Problem to work on | Reproduce all the lines exactly as they stand, apart from the pictures.

Dataset excerpt |
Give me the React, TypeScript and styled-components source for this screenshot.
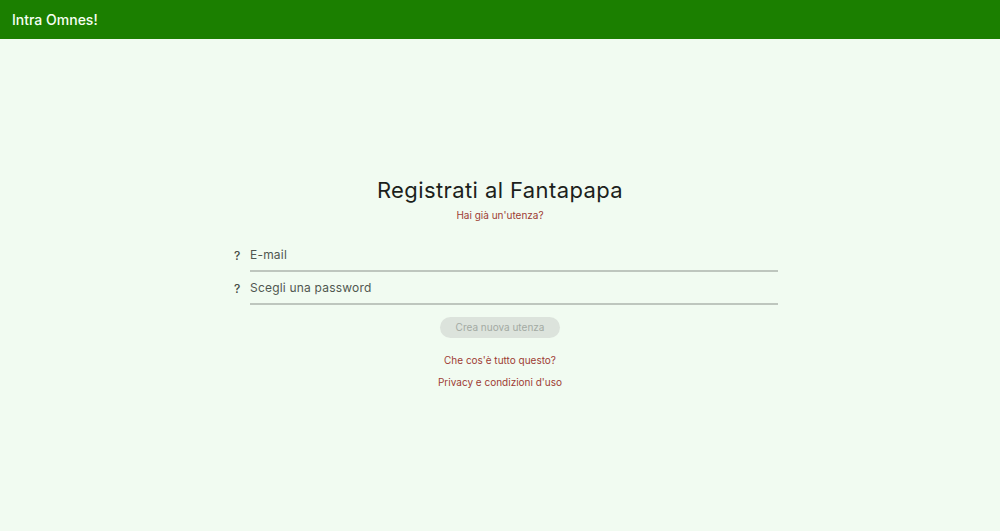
import React from "react";
import styled, { createGlobalStyle } from "styled-components";

const Global = createGlobalStyle`
  html, body { margin: 0; padding: 0; height: 100%; }
  body { background: #f1fbf1; font-family: Inter, "Noto Sans", sans-serif; }
  #root { height: 100%; }
`;

const Page = styled.div`
  display: flex;
  flex-direction: column;
  height: 531px;
`;

const Header = styled.header`
  height: 39px;
  flex: 0 0 39px;
  background: #1b7f00;
  display: flex;
  align-items: center;
  padding-left: 12px;
  color: #f6fff2;
  font-size: 14px;
  font-weight: 500;
`;

const Main = styled.main`
  flex: 1;
  display: flex;
  align-items: center;
  justify-content: center;
  padding-bottom: 6px;
`;

const Form = styled.div`
  width: 560px;
  display: flex;
  flex-direction: column;
  align-items: center;
`;

const Title = styled.h1`
  margin: 0;
  font-size: 22px;
  font-weight: 400;
  letter-spacing: 0.4px;
  color: #1c1f1c;
  line-height: 28px;
`;

const Link = styled.a`
  color: #9e3b34;
  font-size: 10px;
  line-height: 14px;
  text-decoration: none;
  margin-top: ${(p: { $mt: number }) => p.$mt}px;
`;

const Field = styled.label`
  align-self: stretch;
  display: flex;
  align-items: center;
  padding: 0 2px 0 14px;
  margin-top: ${(p: { $mt: number }) => p.$mt}px;
`;

const Hint = styled.span`
  width: 16px;
  font-size: 12px;
  font-weight: 500;
  color: #454c45;
`;

const Input = styled.input`
  flex: 1;
  height: 31px;
  border: none;
  border-bottom: 2px solid #bec6be;
  background: transparent;
  font-family: inherit;
  font-size: 12px;
  letter-spacing: 0.2px;
  color: #3f463f;
  padding: 0;
  outline: none;
  &::placeholder { color: #505750; }
`;

const Button = styled.button`
  margin-top: 12px;
  width: 120px;
  height: 21px;
  border: none;
  border-radius: 11px;
  background: #dce3dc;
  color: #a3aaa3;
  font-family: inherit;
  font-size: 10px;
  padding: 0;
`;

export default function App() {
  return (
    <>
      <Global />
      <Page>
        <Header>Intra Omnes!</Header>
        <Main>
          <Form>
            <Title>Registrati al Fantapapa</Title>
            <Link $mt={4}>Hai già un'utenza?</Link>
            <Field $mt={17}>
              <Hint>?</Hint>
              <Input placeholder="E-mail" />
            </Field>
            <Field $mt={0}>
              <Hint>?</Hint>
              <Input placeholder="Scegli una password" type="password" />
            </Field>
            <Button disabled>Crea nuova utenza</Button>
            <Link $mt={15}>Che cos'è tutto questo?</Link>
            <Link $mt={8}>Privacy e condizioni d'uso</Link>
          </Form>
        </Main>
      </Page>
    </>
  );
}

Expected answer |
Give me the React, TypeScript and styled-components source for this screenshot.
import React from "react";
import styled, { createGlobalStyle } from "styled-components";

const Global = createGlobalStyle`
  html, body { margin: 0; padding: 0; height: 100%; }
  body { background: #f1fbf1; font-family: Inter, "Noto Sans", sans-serif; }
  #root { height: 100%; }
`;

const Page = styled.div`
  display: flex;
  flex-direction: column;
  height: 531px;
`;

const Header = styled.header`
  height: 39px;
  flex: 0 0 39px;
  background: #1b7f00;
  display: flex;
  align-items: center;
  padding-left: 12px;
  color: #f6fff2;
  font-size: 14px;
  font-weight: 500;
`;

const Main = styled.main`
  flex: 1;
  display: flex;
  align-items: center;
  justify-content: center;
  padding-bottom: 6px;
`;

const Form = styled.div`
  width: 560px;
  display: flex;
  flex-direction: column;
  align-items: center;
`;

const Title = styled.h1`
  margin: 0;
  font-size: 22px;
  font-weight: 400;
  letter-spacing: 0.4px;
  color: #1c1f1c;
  line-height: 28px;
`;

const Link = styled.a`
  color: #9e3b34;
  font-size: 10px;
  line-height: 14px;
  text-decoration: none;
  margin-top: ${(p: { $mt: number }) => p.$mt}px;
`;

const Field = styled.label`
  align-self: stretch;
  display: flex;
  align-items: center;
  padding: 0 2px 0 14px;
  margin-top: ${(p: { $mt: number }) => p.$mt}px;
`;

const Hint = styled.span`
  width: 16px;
  font-size: 12px;
  font-weight: 500;
  color: #454c45;
`;

const Input = styled.input`
  flex: 1;
  height: 31px;
  border: none;
  border-bottom: 2px solid #bec6be;
  background: transparent;
  font-family: inherit;
  font-size: 12px;
  letter-spacing: 0.2px;
  color: #3f463f;
  padding: 0;
  outline: none;
  &::placeholder { color: #505750; }
`;

const Button = styled.button`
  margin-top: 12px;
  width: 120px;
  height: 21px;
  border: none;
  border-radius: 11px;
  background: #dce3dc;
  color: #a3aaa3;
  font-family: inherit;
  font-size: 10px;
  padding: 0;
`;

export default function App() {
  return (
    <>
      <Global />
      <Page>
        <Header>Intra Omnes!</Header>
        <Main>
          <Form>
            <Title>Registrati al Fantapapa</Title>
            <Link $mt={4}>Hai già un'utenza?</Link>
            <Field $mt={17}>
              <Hint>?</Hint>
              <Input placeholder="E-mail" />
            </Field>
            <Field $mt={0}>
              <Hint>?</Hint>
              <Input placeholder="Scegli una password" type="password" />
            </Field>
            <Button disabled>Crea nuova utenza</Button>
            <Link $mt={15}>Che cos'è tutto questo?</Link>
            <Link $mt={8}>Privacy e condizioni d'uso</Link>
          </Form>
        </Main>
      </Page>
    </>
  );
}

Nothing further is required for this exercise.